Dataset rows
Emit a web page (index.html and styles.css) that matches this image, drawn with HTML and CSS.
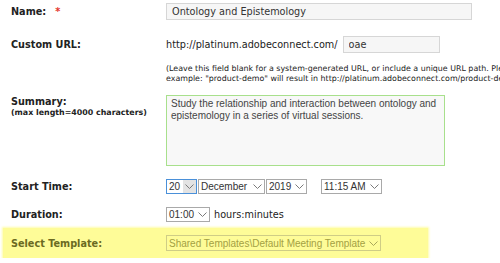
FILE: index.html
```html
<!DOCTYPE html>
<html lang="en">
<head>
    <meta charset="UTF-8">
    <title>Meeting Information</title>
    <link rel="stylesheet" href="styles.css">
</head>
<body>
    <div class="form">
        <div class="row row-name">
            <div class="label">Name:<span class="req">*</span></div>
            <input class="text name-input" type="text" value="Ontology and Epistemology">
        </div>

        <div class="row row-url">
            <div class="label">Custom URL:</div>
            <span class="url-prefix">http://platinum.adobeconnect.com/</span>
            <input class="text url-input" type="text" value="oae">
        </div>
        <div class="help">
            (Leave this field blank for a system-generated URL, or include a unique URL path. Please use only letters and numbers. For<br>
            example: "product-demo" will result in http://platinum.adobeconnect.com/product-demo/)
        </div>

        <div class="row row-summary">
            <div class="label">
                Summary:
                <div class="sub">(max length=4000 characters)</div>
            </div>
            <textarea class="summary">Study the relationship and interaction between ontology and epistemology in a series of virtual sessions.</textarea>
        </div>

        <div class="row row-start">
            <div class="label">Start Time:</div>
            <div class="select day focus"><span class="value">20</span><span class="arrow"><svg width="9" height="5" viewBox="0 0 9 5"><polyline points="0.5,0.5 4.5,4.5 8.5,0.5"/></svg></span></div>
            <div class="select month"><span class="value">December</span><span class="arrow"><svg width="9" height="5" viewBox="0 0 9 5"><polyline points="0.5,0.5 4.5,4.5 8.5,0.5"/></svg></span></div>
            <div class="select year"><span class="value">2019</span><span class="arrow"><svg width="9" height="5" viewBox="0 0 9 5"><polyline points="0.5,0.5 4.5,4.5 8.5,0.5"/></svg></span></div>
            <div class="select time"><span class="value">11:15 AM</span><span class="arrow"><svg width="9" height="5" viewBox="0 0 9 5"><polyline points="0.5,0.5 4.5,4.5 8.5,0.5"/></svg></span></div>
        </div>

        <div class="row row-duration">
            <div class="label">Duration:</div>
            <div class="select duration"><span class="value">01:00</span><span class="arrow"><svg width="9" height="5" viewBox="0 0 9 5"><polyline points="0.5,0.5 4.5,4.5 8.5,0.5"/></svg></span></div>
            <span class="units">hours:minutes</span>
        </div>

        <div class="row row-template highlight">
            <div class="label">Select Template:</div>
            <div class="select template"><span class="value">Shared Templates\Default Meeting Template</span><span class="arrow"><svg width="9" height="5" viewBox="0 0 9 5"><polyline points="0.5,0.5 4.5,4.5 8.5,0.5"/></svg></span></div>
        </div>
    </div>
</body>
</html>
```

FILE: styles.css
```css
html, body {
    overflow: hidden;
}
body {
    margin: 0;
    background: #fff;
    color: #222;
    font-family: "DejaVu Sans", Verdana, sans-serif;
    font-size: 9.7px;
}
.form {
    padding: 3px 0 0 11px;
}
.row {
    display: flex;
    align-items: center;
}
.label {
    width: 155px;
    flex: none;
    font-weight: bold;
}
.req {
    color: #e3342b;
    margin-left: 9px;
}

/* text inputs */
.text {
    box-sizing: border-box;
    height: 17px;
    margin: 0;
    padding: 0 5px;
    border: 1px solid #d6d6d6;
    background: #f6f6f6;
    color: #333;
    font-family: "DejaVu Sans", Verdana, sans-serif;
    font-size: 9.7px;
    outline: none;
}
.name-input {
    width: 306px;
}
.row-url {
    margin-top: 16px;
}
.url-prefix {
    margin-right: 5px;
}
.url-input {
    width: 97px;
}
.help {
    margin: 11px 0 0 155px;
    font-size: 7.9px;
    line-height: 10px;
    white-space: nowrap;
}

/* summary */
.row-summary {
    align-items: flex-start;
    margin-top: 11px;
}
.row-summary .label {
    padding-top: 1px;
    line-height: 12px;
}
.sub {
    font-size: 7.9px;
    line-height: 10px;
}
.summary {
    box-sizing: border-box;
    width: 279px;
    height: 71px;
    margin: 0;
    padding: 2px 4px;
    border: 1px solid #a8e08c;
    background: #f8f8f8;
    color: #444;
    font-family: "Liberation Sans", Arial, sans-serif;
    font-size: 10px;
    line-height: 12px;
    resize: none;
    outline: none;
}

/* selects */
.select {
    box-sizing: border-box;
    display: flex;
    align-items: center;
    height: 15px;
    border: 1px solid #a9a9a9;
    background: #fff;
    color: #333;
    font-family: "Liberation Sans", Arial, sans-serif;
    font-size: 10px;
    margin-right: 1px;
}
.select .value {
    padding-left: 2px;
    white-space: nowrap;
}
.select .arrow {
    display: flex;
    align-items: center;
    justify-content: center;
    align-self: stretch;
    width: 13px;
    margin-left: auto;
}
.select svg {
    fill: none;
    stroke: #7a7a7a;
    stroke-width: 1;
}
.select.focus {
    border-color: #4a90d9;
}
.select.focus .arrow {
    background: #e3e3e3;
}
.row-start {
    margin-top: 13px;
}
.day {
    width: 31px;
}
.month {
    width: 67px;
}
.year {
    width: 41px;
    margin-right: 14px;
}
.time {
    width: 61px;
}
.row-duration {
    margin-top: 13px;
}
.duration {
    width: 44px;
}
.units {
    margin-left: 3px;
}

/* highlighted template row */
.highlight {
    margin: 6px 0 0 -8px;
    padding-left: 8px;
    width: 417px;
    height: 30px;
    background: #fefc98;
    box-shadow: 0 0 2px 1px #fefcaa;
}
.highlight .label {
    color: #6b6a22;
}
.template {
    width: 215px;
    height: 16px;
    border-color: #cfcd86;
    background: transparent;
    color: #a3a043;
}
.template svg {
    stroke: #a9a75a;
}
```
--
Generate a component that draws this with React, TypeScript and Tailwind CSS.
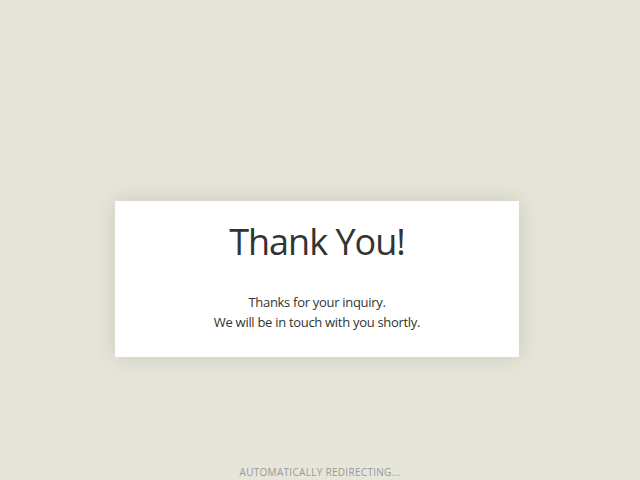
--
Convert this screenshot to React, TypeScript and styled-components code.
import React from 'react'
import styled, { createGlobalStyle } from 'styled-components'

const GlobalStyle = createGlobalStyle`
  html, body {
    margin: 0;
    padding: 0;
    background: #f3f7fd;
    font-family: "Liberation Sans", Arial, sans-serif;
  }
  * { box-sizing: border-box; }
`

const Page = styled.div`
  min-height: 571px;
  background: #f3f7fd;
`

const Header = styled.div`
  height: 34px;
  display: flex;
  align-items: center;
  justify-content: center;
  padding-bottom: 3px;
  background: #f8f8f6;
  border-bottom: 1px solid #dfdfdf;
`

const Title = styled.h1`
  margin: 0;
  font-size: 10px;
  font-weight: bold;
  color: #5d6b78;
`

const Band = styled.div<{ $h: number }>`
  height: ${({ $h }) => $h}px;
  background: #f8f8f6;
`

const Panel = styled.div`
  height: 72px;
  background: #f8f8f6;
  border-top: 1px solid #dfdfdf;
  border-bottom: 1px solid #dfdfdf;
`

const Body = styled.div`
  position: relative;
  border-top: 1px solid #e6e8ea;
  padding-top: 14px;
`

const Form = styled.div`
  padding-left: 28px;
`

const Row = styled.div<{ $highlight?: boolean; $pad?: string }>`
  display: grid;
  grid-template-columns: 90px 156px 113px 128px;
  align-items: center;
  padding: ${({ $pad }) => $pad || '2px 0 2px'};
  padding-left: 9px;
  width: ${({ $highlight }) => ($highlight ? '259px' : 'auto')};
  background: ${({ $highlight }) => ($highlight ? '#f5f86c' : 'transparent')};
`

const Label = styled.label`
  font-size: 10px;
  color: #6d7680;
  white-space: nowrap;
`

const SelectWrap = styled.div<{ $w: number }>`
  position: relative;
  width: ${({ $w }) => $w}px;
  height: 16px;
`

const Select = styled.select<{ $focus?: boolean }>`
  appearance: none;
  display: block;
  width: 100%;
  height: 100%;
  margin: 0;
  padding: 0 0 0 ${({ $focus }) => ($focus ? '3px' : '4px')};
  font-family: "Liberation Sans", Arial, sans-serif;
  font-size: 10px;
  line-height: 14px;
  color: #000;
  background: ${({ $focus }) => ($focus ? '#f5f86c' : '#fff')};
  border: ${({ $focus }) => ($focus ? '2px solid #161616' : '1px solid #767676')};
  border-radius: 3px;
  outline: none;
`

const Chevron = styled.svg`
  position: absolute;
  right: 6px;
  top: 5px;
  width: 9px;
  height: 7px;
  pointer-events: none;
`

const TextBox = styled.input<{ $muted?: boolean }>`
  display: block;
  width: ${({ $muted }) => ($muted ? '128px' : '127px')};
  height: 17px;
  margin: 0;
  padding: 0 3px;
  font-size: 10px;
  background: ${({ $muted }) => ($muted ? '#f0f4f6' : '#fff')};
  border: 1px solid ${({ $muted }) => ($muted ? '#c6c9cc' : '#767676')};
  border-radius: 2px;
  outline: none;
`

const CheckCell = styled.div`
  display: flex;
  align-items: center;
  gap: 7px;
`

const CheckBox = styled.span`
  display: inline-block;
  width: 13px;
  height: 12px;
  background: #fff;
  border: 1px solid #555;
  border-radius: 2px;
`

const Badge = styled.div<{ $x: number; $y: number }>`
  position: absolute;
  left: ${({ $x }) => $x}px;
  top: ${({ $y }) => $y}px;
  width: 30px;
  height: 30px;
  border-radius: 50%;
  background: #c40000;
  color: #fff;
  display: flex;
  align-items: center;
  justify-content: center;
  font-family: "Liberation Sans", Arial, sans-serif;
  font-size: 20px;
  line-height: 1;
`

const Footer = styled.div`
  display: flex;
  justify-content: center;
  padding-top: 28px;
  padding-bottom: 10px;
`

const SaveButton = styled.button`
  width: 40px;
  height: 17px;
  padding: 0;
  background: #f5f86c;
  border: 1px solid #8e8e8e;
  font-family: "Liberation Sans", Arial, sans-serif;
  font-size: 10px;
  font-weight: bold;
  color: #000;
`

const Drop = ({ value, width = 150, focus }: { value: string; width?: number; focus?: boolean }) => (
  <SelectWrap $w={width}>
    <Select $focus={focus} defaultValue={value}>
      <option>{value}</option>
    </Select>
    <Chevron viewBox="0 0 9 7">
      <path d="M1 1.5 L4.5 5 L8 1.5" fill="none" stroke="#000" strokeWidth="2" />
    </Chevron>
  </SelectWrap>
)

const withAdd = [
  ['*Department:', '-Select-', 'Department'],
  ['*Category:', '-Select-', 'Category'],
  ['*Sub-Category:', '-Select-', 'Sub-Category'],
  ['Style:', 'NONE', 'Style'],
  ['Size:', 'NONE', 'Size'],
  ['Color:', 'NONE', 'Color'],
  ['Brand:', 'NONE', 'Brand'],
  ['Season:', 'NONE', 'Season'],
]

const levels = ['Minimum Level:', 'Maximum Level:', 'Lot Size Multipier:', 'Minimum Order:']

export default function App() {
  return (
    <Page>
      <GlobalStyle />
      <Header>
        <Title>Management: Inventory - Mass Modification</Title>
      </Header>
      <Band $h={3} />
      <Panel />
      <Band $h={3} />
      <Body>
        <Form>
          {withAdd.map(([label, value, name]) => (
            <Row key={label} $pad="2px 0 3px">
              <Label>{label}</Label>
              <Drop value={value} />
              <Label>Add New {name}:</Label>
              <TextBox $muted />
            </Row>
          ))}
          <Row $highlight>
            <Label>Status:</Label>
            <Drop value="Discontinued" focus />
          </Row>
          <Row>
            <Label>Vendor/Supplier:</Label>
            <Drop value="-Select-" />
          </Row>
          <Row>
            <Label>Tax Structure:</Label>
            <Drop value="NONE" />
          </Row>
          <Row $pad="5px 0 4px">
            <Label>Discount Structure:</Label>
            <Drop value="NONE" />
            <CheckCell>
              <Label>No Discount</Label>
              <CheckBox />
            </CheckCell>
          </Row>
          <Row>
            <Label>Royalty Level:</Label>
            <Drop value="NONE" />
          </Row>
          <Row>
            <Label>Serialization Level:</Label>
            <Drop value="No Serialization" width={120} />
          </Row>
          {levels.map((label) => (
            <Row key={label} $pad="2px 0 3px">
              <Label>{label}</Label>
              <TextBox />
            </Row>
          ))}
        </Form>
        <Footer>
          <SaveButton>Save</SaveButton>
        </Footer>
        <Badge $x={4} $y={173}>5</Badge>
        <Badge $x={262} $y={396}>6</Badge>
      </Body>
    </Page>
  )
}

What needs to be done
Where a line above contains the word "React", copy that line.

Solved exercise
Generate a component that draws this with React, TypeScript and Tailwind CSS.
Convert this screenshot to React, TypeScript and styled-components code.
import React from 'react'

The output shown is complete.